#### [What you are asked to do]
Read through the data and report every line in which the word "would" occurs.

#### [Extracted data]
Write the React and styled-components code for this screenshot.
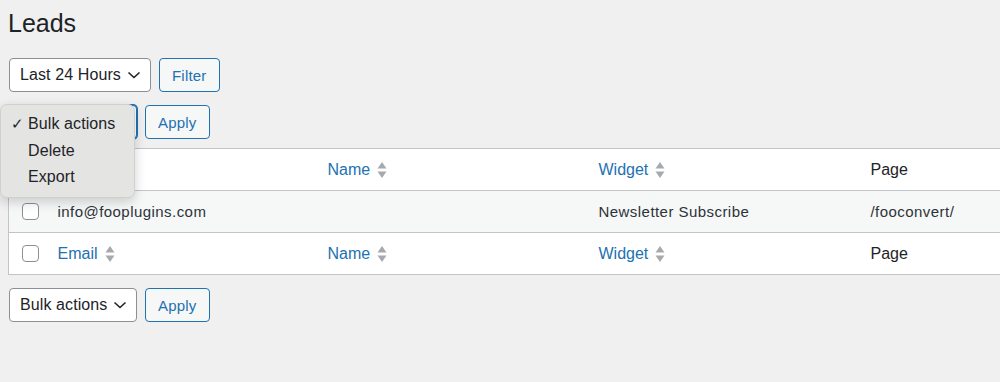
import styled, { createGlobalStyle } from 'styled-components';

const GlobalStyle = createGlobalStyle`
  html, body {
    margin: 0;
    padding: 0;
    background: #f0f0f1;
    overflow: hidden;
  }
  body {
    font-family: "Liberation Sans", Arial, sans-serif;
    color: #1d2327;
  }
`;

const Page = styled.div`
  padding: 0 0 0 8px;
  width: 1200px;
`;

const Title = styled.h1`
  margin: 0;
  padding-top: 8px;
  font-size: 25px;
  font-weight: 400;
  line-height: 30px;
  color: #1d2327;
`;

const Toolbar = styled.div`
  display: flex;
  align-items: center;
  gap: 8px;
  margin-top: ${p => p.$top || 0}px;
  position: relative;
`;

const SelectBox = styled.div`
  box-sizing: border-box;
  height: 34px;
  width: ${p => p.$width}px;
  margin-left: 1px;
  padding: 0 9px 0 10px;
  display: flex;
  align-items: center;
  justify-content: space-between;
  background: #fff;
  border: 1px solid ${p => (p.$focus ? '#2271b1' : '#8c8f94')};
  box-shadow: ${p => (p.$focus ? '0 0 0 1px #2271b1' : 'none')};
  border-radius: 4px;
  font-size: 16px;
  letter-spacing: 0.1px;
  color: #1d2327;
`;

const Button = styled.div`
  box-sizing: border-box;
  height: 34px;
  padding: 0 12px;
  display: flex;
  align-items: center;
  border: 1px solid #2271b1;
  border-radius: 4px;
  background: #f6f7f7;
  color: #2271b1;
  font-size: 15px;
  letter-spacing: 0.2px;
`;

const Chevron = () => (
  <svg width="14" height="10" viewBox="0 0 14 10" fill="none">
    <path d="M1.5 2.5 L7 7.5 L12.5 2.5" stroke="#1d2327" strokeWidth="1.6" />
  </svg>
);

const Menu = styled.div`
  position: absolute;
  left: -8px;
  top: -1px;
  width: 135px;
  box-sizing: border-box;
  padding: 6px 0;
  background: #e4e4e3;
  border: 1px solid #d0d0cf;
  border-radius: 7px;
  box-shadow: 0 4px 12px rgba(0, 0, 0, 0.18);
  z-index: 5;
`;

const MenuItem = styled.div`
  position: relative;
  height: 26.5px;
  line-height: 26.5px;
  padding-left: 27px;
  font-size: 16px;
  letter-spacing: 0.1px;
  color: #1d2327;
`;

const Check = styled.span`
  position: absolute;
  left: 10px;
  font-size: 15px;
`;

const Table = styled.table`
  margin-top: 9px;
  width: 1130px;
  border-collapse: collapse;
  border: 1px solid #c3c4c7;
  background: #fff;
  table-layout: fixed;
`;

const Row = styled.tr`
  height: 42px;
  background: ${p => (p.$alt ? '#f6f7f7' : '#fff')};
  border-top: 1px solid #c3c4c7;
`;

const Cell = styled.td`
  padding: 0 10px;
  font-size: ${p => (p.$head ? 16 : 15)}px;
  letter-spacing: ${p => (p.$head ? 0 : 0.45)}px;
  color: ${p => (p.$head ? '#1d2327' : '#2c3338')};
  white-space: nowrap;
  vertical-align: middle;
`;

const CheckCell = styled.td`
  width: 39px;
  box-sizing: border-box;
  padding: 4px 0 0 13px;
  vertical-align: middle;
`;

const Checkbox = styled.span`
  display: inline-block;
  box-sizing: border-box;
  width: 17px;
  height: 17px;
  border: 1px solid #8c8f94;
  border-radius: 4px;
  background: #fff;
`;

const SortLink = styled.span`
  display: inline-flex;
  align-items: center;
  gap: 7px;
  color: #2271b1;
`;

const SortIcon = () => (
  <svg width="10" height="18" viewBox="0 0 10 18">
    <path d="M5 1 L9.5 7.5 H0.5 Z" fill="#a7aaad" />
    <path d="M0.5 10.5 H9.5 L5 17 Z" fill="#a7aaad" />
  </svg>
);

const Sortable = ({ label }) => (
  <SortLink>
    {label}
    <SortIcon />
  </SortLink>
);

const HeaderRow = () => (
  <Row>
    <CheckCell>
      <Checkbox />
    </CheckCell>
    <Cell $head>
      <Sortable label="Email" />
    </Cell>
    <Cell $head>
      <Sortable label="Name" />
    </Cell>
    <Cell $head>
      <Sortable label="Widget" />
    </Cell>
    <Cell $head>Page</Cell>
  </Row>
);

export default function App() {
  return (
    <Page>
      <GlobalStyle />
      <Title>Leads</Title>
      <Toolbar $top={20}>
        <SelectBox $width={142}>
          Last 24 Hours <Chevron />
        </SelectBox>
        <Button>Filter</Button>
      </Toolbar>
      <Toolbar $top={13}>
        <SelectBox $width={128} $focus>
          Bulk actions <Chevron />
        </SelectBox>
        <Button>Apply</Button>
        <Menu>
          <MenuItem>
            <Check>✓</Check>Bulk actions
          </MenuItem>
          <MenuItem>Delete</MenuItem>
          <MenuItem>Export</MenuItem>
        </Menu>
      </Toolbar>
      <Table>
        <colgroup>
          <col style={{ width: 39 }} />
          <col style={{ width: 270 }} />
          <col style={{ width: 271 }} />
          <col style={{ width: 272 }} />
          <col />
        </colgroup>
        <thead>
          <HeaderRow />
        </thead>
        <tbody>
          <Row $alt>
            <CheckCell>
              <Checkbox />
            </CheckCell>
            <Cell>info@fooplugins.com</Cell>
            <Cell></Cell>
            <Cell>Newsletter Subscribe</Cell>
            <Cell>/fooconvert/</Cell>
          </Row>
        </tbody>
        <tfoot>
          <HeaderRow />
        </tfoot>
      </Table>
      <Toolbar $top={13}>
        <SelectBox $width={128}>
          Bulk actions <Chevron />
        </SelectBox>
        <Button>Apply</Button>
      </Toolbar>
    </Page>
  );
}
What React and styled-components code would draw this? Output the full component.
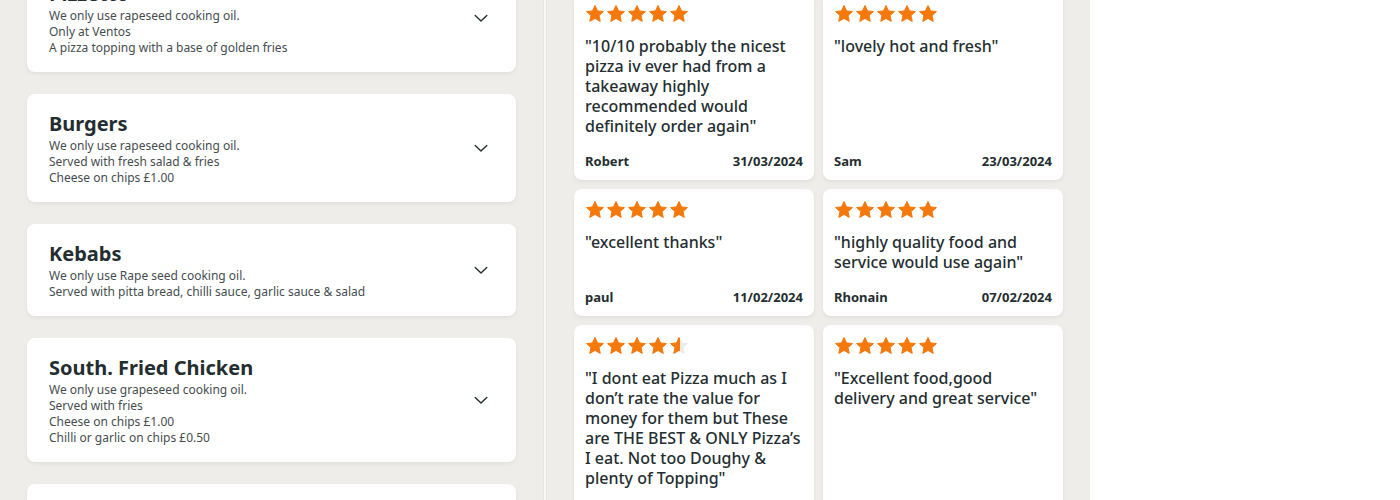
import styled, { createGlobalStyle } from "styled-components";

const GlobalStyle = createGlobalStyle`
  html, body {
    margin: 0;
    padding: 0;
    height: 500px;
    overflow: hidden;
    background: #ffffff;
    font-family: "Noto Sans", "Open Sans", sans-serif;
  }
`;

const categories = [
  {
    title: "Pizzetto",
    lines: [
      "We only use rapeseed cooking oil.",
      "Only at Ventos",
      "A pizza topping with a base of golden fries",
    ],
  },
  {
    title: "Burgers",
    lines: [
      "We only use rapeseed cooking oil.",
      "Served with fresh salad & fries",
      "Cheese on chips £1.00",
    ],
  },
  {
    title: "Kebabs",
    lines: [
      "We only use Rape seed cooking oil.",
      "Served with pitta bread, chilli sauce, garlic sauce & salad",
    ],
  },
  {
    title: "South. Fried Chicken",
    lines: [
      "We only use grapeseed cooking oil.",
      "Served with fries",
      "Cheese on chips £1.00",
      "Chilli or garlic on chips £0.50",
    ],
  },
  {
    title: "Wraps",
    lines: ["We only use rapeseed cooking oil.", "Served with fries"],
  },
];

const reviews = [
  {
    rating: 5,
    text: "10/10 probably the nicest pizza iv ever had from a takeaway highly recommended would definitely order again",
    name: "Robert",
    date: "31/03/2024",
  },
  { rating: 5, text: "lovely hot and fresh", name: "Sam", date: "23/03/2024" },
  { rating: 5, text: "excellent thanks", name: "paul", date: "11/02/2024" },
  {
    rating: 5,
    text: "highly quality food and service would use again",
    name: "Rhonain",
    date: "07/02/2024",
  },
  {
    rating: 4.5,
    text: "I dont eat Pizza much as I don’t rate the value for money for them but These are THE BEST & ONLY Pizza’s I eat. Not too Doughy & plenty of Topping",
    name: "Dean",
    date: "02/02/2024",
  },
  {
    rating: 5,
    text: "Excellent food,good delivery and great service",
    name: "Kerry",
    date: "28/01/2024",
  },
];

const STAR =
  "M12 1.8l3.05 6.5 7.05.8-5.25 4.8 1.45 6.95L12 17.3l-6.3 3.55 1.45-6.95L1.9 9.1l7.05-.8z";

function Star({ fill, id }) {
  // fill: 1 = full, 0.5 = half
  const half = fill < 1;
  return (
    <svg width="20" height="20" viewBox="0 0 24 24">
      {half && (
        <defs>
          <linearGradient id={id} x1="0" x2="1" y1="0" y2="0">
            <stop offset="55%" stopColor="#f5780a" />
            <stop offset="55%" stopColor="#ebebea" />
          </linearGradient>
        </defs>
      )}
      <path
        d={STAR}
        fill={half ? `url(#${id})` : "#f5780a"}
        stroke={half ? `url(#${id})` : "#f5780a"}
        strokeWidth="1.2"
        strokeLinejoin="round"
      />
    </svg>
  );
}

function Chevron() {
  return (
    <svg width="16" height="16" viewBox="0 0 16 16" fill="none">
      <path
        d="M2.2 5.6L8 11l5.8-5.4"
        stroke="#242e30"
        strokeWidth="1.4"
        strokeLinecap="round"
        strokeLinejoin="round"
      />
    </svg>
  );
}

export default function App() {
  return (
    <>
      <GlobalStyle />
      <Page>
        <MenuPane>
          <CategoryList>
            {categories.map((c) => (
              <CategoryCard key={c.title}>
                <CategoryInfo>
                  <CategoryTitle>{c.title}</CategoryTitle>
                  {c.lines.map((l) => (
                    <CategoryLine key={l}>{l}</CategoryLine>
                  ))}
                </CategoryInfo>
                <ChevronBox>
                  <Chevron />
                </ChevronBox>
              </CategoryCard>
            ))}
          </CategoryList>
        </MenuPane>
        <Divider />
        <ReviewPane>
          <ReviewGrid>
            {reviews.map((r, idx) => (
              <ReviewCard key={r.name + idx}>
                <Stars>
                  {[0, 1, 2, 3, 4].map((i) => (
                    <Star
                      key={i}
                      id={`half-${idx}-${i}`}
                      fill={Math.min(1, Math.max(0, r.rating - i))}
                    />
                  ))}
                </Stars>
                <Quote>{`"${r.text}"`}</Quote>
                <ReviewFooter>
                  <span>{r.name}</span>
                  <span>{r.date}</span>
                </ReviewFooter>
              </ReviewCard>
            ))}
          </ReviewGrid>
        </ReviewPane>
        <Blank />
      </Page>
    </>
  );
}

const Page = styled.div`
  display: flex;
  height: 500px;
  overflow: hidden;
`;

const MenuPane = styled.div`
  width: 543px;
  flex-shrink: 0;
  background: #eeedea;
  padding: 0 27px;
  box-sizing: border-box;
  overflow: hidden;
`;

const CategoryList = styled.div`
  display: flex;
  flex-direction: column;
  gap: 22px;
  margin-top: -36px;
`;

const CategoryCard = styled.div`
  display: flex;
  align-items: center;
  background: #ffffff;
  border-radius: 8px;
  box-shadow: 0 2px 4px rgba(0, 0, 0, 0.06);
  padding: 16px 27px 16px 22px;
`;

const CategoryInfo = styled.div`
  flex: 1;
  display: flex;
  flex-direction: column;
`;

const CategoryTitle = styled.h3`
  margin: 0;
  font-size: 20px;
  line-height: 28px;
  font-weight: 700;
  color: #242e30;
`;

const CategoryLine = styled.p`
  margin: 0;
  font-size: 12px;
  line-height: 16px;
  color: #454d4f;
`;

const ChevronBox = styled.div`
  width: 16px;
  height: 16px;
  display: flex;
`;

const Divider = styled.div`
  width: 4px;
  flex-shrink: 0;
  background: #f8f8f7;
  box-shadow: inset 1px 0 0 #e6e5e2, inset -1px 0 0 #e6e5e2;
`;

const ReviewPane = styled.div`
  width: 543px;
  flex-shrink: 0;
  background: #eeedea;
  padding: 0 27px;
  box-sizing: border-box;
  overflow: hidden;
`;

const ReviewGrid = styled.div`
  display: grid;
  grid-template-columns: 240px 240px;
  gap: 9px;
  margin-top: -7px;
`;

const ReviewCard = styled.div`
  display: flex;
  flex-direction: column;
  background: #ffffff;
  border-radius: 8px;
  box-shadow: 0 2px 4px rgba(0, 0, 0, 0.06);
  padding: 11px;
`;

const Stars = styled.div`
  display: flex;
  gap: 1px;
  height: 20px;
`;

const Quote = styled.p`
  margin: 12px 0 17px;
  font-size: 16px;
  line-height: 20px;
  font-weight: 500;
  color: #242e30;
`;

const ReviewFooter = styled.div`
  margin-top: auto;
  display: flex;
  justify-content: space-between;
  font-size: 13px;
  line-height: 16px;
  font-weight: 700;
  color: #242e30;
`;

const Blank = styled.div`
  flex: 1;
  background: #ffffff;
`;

#### [Result of this task]
What React and styled-components code would draw this? Output the full component.
    text: "10/10 probably the nicest pizza iv ever had from a takeaway highly recommended would definitely order again",
    text: "highly quality food and service would use again",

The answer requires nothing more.